I've always been very concerned with the concept of what constitutes a good life. Having good goals is difficult enough, but actually achieving them is at least several levels of difficulty above that. The way I see it, there are two primary kinds of optimization that help to achieve goals. One is highly personal, building up the patterns of thought, behavior and action that lead to a greater capability for growth. However, this is not enough. We are both limited and empowered by our environment, by the people and situations around us. Even the brightest person cannot grow in a vacuum, and the good a single person can do unaided is extremely limited. Thus becoming extraordinarily adept at both aspects of optimization is vital, and being acutely aware of the ways they play off of each other is a huge part of that.
The two best resources I can think of for individual optimization are the posts and sequences on less wrong and economics, particularly Austrian Economics. The tools of rationality and meta-cognition on less wrong can work wonders for anyone if well understood and practiced. Seriously, it's brilliant stuff. Economics studies the most efficient use of scarce resources and thus is obviously going to be useful for optimization. The Austrian School is a goldmine for individual optimization, because the focus is entirely on how individuals make decisions to best achieve their goals. Mises called the science of human action "praxeology". Combining an understanding of praxeology with the knowledge of epistemology, rationality, and biases on less wrong gives you the analytical capabilities to really make some progress on optimizing your life and attaining your goals.
Optimizing everything around you is in many ways more challenging than merely optimizing yourself. Some things simply can't be changed, or would require more effort than it's worth to be changed. Recognize these things and let them be. Wu-wei is your friend. When you are building yourself, being smart about things matters, but raw focus and determination will probably bear the brunt of the work. However, when dealing with the outside world, particularly social situations, it is necessary to be more clever. Communication theory and practice is always helpful. You can also study cases of success in whatever area will help with achieving your goals. For example, I read biographies of great economists that focus on the factors that contributed to the development of their ideas. I also read things on the sociology of intellectuals.
Reflection is absolutely crucial the entire time you are on this endeavor. If you aren't lucidly aware of your own mental state and abilities, don't know what is happening in the world around you that affects you, and don't carefully consider the options available to you, failure is pretty much guaranteed. In fact, despite any pleasant reassurances, failure is the norm even if you do all those things. Think about it, how many people really, truly, absolutely achieve their goals? Quite possibly none. How many come close? Very few. True success is not only hard, it's perhaps the most difficult thing in the universe.

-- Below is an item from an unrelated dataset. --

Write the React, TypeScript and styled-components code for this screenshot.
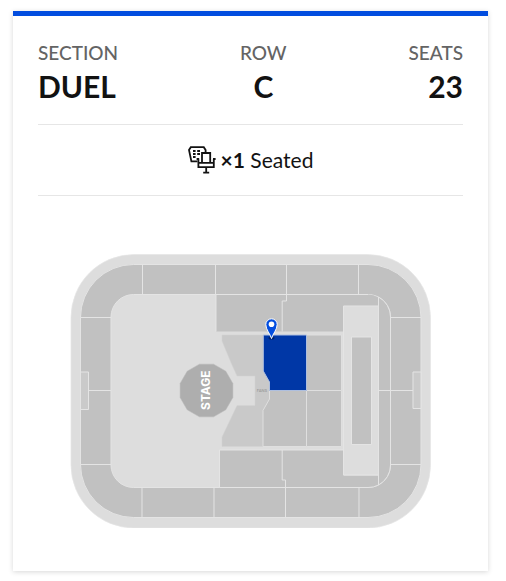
import React from "react";
import styled, { createGlobalStyle } from "styled-components";

const GlobalStyle = createGlobalStyle`
  * { box-sizing: border-box; }
  body { margin: 0; background: #fff; color: #121212; font-family: Lato, "Open Sans", sans-serif; }
`;

const Page = styled.main`
  padding: 11px 18px 10px 13px;
`;

const Card = styled.article`
  padding: 0 25px 43px;
  border-top: 5px solid #024ddf;
  background: #fff;
  box-shadow: 0 1px 5px rgba(0, 0, 0, 0.16);
`;

const Details = styled.dl`
  display: flex;
  justify-content: space-between;
  margin: 0;
  padding: 25px 0 17px;
  border-bottom: 1px solid #e6e6e6;
`;

const Detail = styled.div<{ $align: "left" | "center" | "right" }>`
  text-align: ${(p) => p.$align};
`;

const Label = styled.dt`
  font-size: 19px;
  line-height: 24px;
  font-weight: 500;
  color: #646464;
`;

const Value = styled.dd`
  margin: 0;
  font-size: 30px;
  line-height: 42px;
  font-weight: 700;
`;

const Seating = styled.p`
  display: flex;
  align-items: center;
  justify-content: center;
  gap: 5px;
  height: 71px;
  margin: 0;
  border-bottom: 1px solid #e6e6e6;
  font-size: 21px;
  line-height: 28px;
`;

const SeatIcon = styled.svg`
  width: 28px;
  height: 28px;
  flex: none;
`;

const SeatMap = styled.svg`
  display: block;
  width: calc(100% - 64px);
  height: auto;
  margin: 58px 32px 0;
`;

const details = [
  { label: "SECTION", value: "DUEL", align: "left" },
  { label: "ROW", value: "C", align: "center" },
  { label: "SEATS", value: "23", align: "right" },
] as const;

const stagePoints = Array.from({ length: 12 }, (_, i) => {
  const a = ((i * 30 + 15) * Math.PI) / 180;
  return `${206.5 + 27.3 * Math.cos(a)},${390.5 + 27.3 * Math.sin(a)}`;
}).join(" ");

function SeatedIcon() {
  return (
    <SeatIcon viewBox="0 0 28 28" fill="none" stroke="#121212" strokeWidth="1.8" aria-hidden="true">
      <path d="M9.5 15.4H3.4L1 4L2.8 1.2H15.8L17.6 4V6.5" />
      <path d="M5 5h2.6M9.2 5H12M5 8h2.6M9.2 8H12M5 11h2.6" strokeWidth="2" />
      <path d="M14 16.2V7h8.2v9.2M8.6 13h2.6M10.4 13V21.2H25.8V13M25 13h2.6M10.4 16.8h15.4M18.2 21.2v5M15.2 26.6h6" />
    </SeatIcon>
  );
}

function VenueMap() {
  return (
    <SeatMap viewBox="70 254 361 274" role="img" aria-label="Venue map with section DUEL highlighted">
      <rect x="71" y="254.5" width="359.5" height="273.5" rx="63" fill="#ddd" stroke="#e5e5e5" strokeWidth="0.7" />
      <g stroke="#e4e4e4" strokeWidth="1">
        <rect x="80.5" y="264.5" width="340.5" height="253" rx="53" fill="#c1c1c1" />
        <path
          d="M142.5 264.5v30M215.5 264.5v30M286.5 264.5v30M358.5 264.5v30M142 487.5v30M214 487.5v30M285.5 487.5v30M359 487.5v30M80.5 317.5h30.5M80.5 390.5h30.5M80.5 464.5h30.5M390.5 317.5h30.5M390.5 390.5h30.5M390.5 464.5h30.5"
          fill="none"
        />
        <path d="M80.5 372h8v37.5h-8zM421 372h-8v36.5h8z" fill="#cacaca" />
        <rect x="111" y="294.5" width="279.5" height="193" rx="22.5" fill="#ddd" />
        <path d="M216 294.5H368A22.5 22.5 0 0 1 378.5 297.5V306H343.5V331.5H216Z" fill="#c1c1c1" stroke="none" />
        <path d="M219.5 450H343.5V475H378.5V485A22.5 22.5 0 0 1 368 487.5H219.5Z" fill="#c1c1c1" />
        <path d="M378.5 297A22.5 22.5 0 0 1 390.5 317V465A22.5 22.5 0 0 1 378.5 485Z" fill="#c1c1c1" />
        <path d="M378.5 390.5h12M216 294.5v37M216 294.5H368M286.5 294.5V301H282.2V331.5M282.2 450V480H285.5V487.5" fill="none" />
        <path d="M343.5 306h35v169h-35z" fill="#ddd" />
        <path d="M351.5 337h20v107.5h-20z" fill="#c1c1c1" />
      </g>
      <path
        d="M222 335H263.5V371L269.5 382V399L263.2 410.5V446.5H222V437L237 405.5H255V376H237L232 365L222 341Z"
        fill="#c9c9c9"
        stroke="#d2d2d2"
        strokeWidth="0.5"
      />
      <g stroke="#dfdfdf" strokeWidth="1" fill="#c1c1c1">
        <path d="M306.5 335h35v55.5h-35z" />
        <path d="M306.5 390.5h35v56h-35z" />
        <path d="M269.5 390.5H306.5V446.5H263V410.5L269.5 399Z" />
        <path d="M263.3 335H306.5V390.5H269.5V382L263.3 371Z" fill="#0037a6" stroke="#aebfdf" />
      </g>
      <polygon points={stagePoints} fill="#aeaeae" stroke="#b8b8b8" strokeWidth="0.5" />
      <text x="206" y="390.2" transform="rotate(-90 206 390.2)" dy="4" textAnchor="middle" fontFamily="Inter, sans-serif" fontSize="12" fontWeight="700" fill="#fff">
        STAGE
      </text>
      <text x="262" y="391.7" textAnchor="middle" fontFamily="Inter, sans-serif" fontSize="4" fontWeight="500" fill="#999">
        FANS
      </text>
      <ellipse cx="271.5" cy="338" rx="3" ry="1.5" fill="#00226b" />
      <path
        d="M271.5 338.5C270.3 334.2 265.8 329.5 265.8 324.5A5.7 5.7 0 0 1 277.2 324.5C277.2 329.5 272.7 334.2 271.5 338.5Z"
        fill="#024ddf"
        stroke="#fff"
        strokeWidth="1"
      />
      <circle cx="271.5" cy="324.2" r="2.8" fill="#fff" />
    </SeatMap>
  );
}

export default function App() {
  return (
    <>
      <GlobalStyle />
      <Page>
        <Card>
          <Details>
            {details.map((d) => (
              <Detail key={d.label} $align={d.align}>
                <Label>{d.label}</Label>
                <Value>{d.value}</Value>
              </Detail>
            ))}
          </Details>
          <Seating>
            <SeatedIcon />
            <span>
              <strong>×1</strong> Seated
            </span>
          </Seating>
          <VenueMap />
        </Card>
      </Page>
    </>
  );
}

If at this point you are ready to give up your goals, do so. Because if you are ready to give them up they didn't really mean anything to you anyway. If they really matter, it doesn't matter how hard they are to achieve. It doesn't matter if the probability of success is only a shade above zero. There are goals like that. Ones that matter that much, and if you don't have one yet I suggest you start searching.

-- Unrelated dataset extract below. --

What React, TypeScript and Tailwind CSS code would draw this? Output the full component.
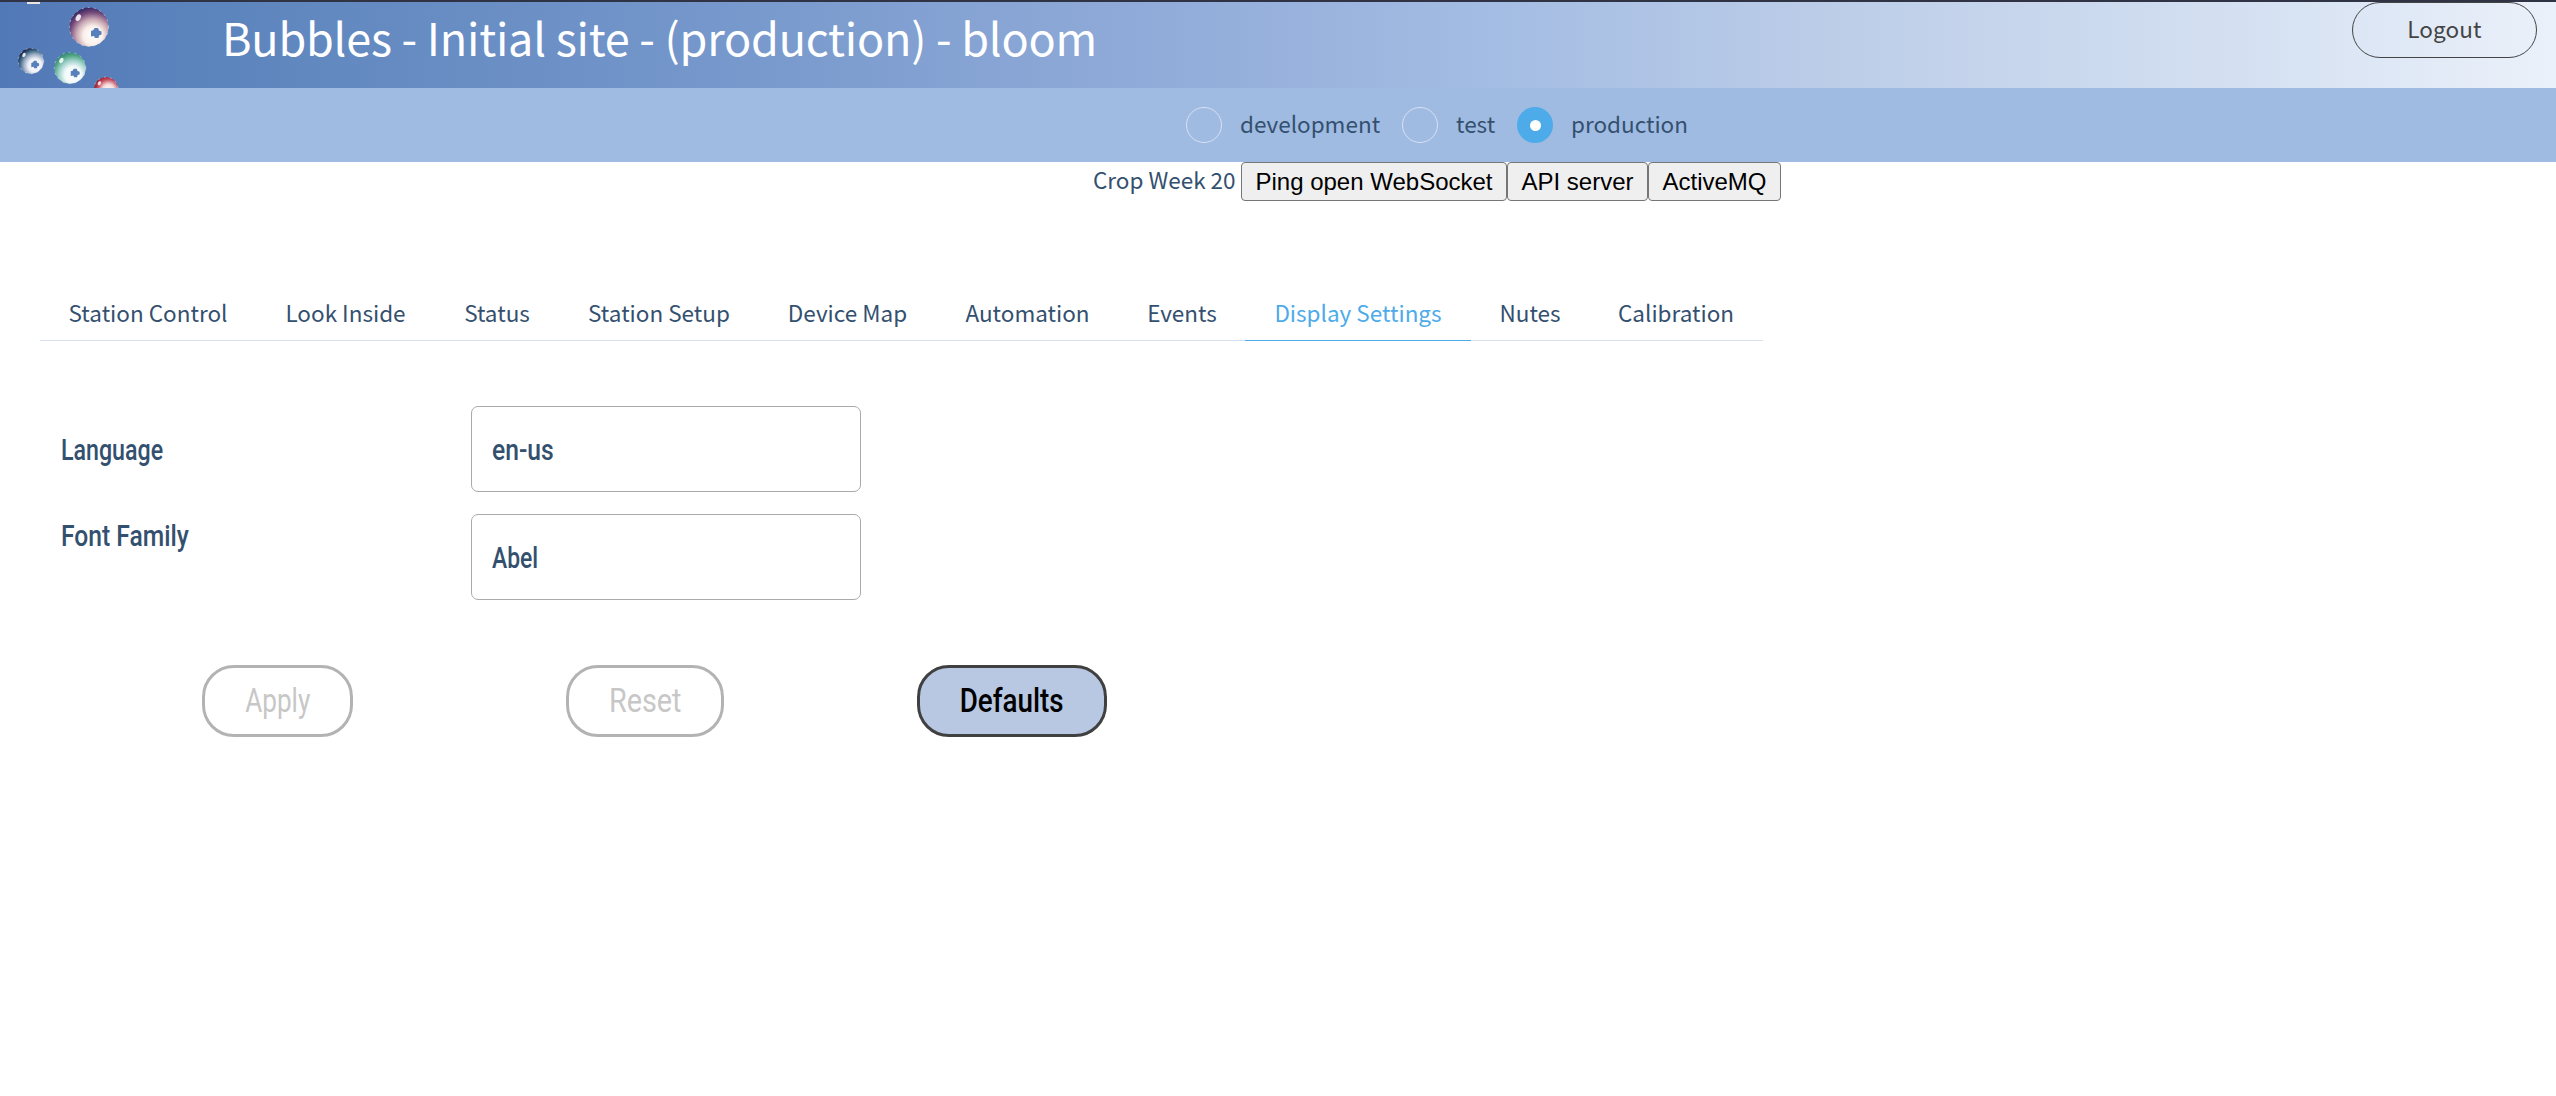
import React from "react";

const sans = "font-['Noto_Sans_CJK_SC','Noto_Sans',sans-serif]";
const narrow = "font-['Roboto',sans-serif]";

const tabs = [
  { label: "Station Control", box: "w-[216px]" },
  { label: "Look Inside", box: "w-[179px]" },
  { label: "Status", box: "w-[124px]" },
  { label: "Station Setup", box: "w-[200px]" },
  { label: "Device Map", box: "w-[177px]" },
  { label: "Automation", box: "w-[183px]" },
  { label: "Events", box: "w-[126px]" },
  { label: "Display Settings", box: "w-[226px]", active: true },
  { label: "Nutes", box: "w-[118px]" },
  { label: "Calibration", box: "w-[174px]" },
];

const plainButton =
  "h-[39px] whitespace-nowrap rounded-[4px] border-[1.5px] border-[#767676] bg-[#efefef] font-['Liberation_Sans',Arial,sans-serif] text-[24px] leading-[36px] text-black";

const hole = "M-1.5 -5 L2 -5 L3 -2.5 L5.5 -1.5 L5.5 1.5 L3 2.5 L2.5 5 L-1 5 L-2 3 L-5 3.5 L-5 -2 L-2.5 -3 Z";

function Bubble({ cx, cy, r, fill, hx, hy, hs }: { cx: number; cy: number; r: number; fill: string; hx: number; hy: number; hs: number }) {
  return (
    <g>
      <circle cx={cx} cy={cy} r={r} fill={fill} />
      <circle cx={cx} cy={cy} r={r} fill="none" stroke="#f4f2f6" strokeWidth="0.8" strokeDasharray="2 4" opacity="0.6" />
      <ellipse cx={cx - r * 0.55} cy={cy - r * 0.48} rx={r * 0.12} ry={r * 0.18} fill="#fff" opacity="0.85" transform={`rotate(30 ${cx - r * 0.55} ${cy - r * 0.48})`} />
      <path d={hole} transform={`translate(${hx} ${hy}) scale(${hs})`} fill="#5880bb" />
    </g>
  );
}

function Bubbles() {
  return (
    <svg className="absolute left-0 top-0 h-[86px] w-[130px]" viewBox="0 2 130 86">
      <defs>
        <radialGradient id="b1" cx="0.6" cy="0.72" r="0.76">
          <stop offset="0" stopColor="#ffffff" />
          <stop offset="0.32" stopColor="#fbf0ea" />
          <stop offset="0.55" stopColor="#c9a9b4" />
          <stop offset="0.78" stopColor="#74497a" />
          <stop offset="1" stopColor="#29205c" />
        </radialGradient>
        <radialGradient id="b2" cx="0.66" cy="0.68" r="0.74">
          <stop offset="0" stopColor="#ffffff" />
          <stop offset="0.36" stopColor="#eef0f8" />
          <stop offset="0.6" stopColor="#9dadc6" />
          <stop offset="0.8" stopColor="#3f6a85" />
          <stop offset="1" stopColor="#17183c" />
        </radialGradient>
        <radialGradient id="b3" cx="0.6" cy="0.72" r="0.76">
          <stop offset="0" stopColor="#ffffff" />
          <stop offset="0.35" stopColor="#f2f9fa" />
          <stop offset="0.6" stopColor="#9fd2cb" />
          <stop offset="0.82" stopColor="#4fa483" />
          <stop offset="1" stopColor="#2f7f78" />
        </radialGradient>
        <radialGradient id="b4" cx="0.6" cy="0.55" r="0.62">
          <stop offset="0" stopColor="#ffffff" />
          <stop offset="0.4" stopColor="#f6d9d8" />
          <stop offset="0.75" stopColor="#bf4459" />
          <stop offset="1" stopColor="#8c2430" />
        </radialGradient>
      </defs>
      <rect x="27" y="2" width="13" height="2" fill="#e8e6e2" />
      <Bubble cx={89} cy={27} r={19.5} fill="url(#b1)" hx={96} hy={33} hs={1} />
      <Bubble cx={31} cy={61} r={12.7} fill="url(#b2)" hx={35} hy={64.5} hs={0.75} />
      <Bubble cx={70} cy={68} r={15.7} fill="url(#b3)" hx={75} hy={73} hs={0.85} />
      <Bubble cx={106} cy={89} r={12} fill="url(#b4)" hx={110} hy={96} hs={0.7} />
    </svg>
  );
}

function Radio({ label, checked, gap }: { label: string; checked?: boolean; gap: string }) {
  return (
    <label className={`flex items-center ${gap}`}>
      <span
        className={
          checked
            ? "flex size-9 items-center justify-center rounded-full bg-[#4dabe9]"
            : "size-9 rounded-full border border-[#d9e1f2]"
        }
      >
        {checked && <span className="size-[11px] rounded-full bg-white" />}
      </span>
      <span className="ml-[18px] whitespace-nowrap pb-[4px] text-[#34506f]">{label}</span>
    </label>
  );
}

export default function App() {
  return (
    <div className={`h-[1096px] w-[2556px] overflow-hidden bg-white text-[22.5px] leading-8 text-[#34506f] ${sans}`}>
      <header className="relative flex h-[88px] items-start justify-between border-t-2 border-[#2f3343] bg-[linear-gradient(90deg,#5279b7_0%,#5d85bd_9%,#7194c9_25%,#8faad8_44%,#a3bce3_58%,#b9cbe7_70%,#d8e3f3_90%,#ebf1fa_100%)]">
        <Bubbles />
        <h1 className="ml-[222px] mt-[5px] whitespace-nowrap text-[45px] leading-[60px] tracking-[-0.22px] text-white">
          Bubbles - Initial site - (production) - bloom
        </h1>
        <button className="mr-[19px] flex h-[56px] w-[185px] items-center justify-center rounded-[28px] border border-[#444] pb-[4px] text-[22.5px] tracking-[0.1px] text-[#444]">
          Logout
        </button>
      </header>
      <div className="flex h-[74px] items-center bg-[#a0bbe2] pl-[1186px]">
        <Radio label="development" gap="w-[216px]" />
        <Radio label="test" gap="w-[115px]" />
        <Radio label="production" checked gap="" />
      </div>
      <div className="flex h-[39px] pl-[1093px]">
        <span className="w-[148px] whitespace-nowrap pt-px">Crop Week 20</span>
        <button className={`w-[266px] ${plainButton}`}>Ping open WebSocket</button>
        <button className={`w-[141px] ${plainButton}`}>API server</button>
        <button className={`w-[133px] ${plainButton}`}>ActiveMQ</button>
      </div>
      <nav className="ml-10 mt-[81px] flex h-[59px] w-[1723px]">
        {tabs.map((t) => (
          <a
            key={t.label}
            className={`flex shrink-0 items-center justify-center whitespace-nowrap border-b pt-px ${t.box} ${
              t.active ? "border-[#4dabe9] text-[#4dabe9]" : "border-[#d8dfee]"
            }`}
          >
            {t.label}
          </a>
        ))}
      </nav>
      <main className={`text-[29px] ${narrow}`}>
        <div className="mt-[65px] flex h-[108px] pl-[61px]">
          <div className="w-[410px] pt-[28px]">
            <span className="inline-block origin-left scale-x-[0.8] font-medium">Language</span>
          </div>
          <div className="flex h-[86px] w-[390px] items-center rounded-[7px] border border-[#aaa] pl-[20px] pt-px">
            <span className="origin-left scale-x-[0.85] font-medium">en-us</span>
          </div>
        </div>
        <div className="flex h-[87px] pl-[61px]">
          <div className="w-[410px] pt-[6px]">
            <span className="inline-block origin-left scale-x-[0.85] font-medium">Font Family</span>
          </div>
          <div className="flex h-[86px] w-[390px] items-center rounded-[7px] border border-[#aaa] pl-[20px] pt-px">
            <span className="origin-left scale-x-[0.79] font-medium">Abel</span>
          </div>
        </div>
        <div className="mt-[64px] flex pl-[202px] text-[33.5px]">
          <button className="h-[72px] w-[151px] rounded-[32px] border-3 border-[#b3b3b3] text-[#c7c7c7]">
            <span className="inline-block scale-x-[0.78]">Apply</span>
          </button>
          <button className="ml-[213px] h-[72px] w-[158px] rounded-[32px] border-3 border-[#b3b3b3] text-[#c7c7c7]">
            <span className="inline-block scale-x-[0.86]">Reset</span>
          </button>
          <button className="ml-[193px] h-[72px] w-[190px] rounded-[32px] border-3 border-[#404040] bg-[#b8c8e3] text-black">
            <span className="inline-block scale-x-[0.83] font-medium">Defaults</span>
          </button>
        </div>
      </main>
    </div>
  );
}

Subgoals are fluid. They change based on probabilities. If your goal is to help everyone, you might think the best plan is to go to Africa. It might turn out that going to Russia actually has a greater probability of helping people so you recalibrate your subgoal to go there. On further reflection, it might be more effective to become a CPA, work a standard desk job, and donate all your spare income to good charities. The point is that regardless of the subgoals that most effectively optimize for your main goal, your main goal is not going to change. Even if people tell you that there's a 0.00001% chance of helping everyone, you're still going to try. Otherwise that goal is not your true main goal, just a really important subgoal.
So for people who have goals that truly matter, the fact that they are almost impossible to achieve only means that more effort should be put into doing so. Every applicable resource, every ounce of intelligence and effort, every single conscious moment will be put towards increasing that sliver of probability, and the smaller it is the more herculean the effort will be. They will optimize like their life depends upon it. This post should be beneficial to anyone, but it is to those who really have something that matters to them that I hope it proves most useful.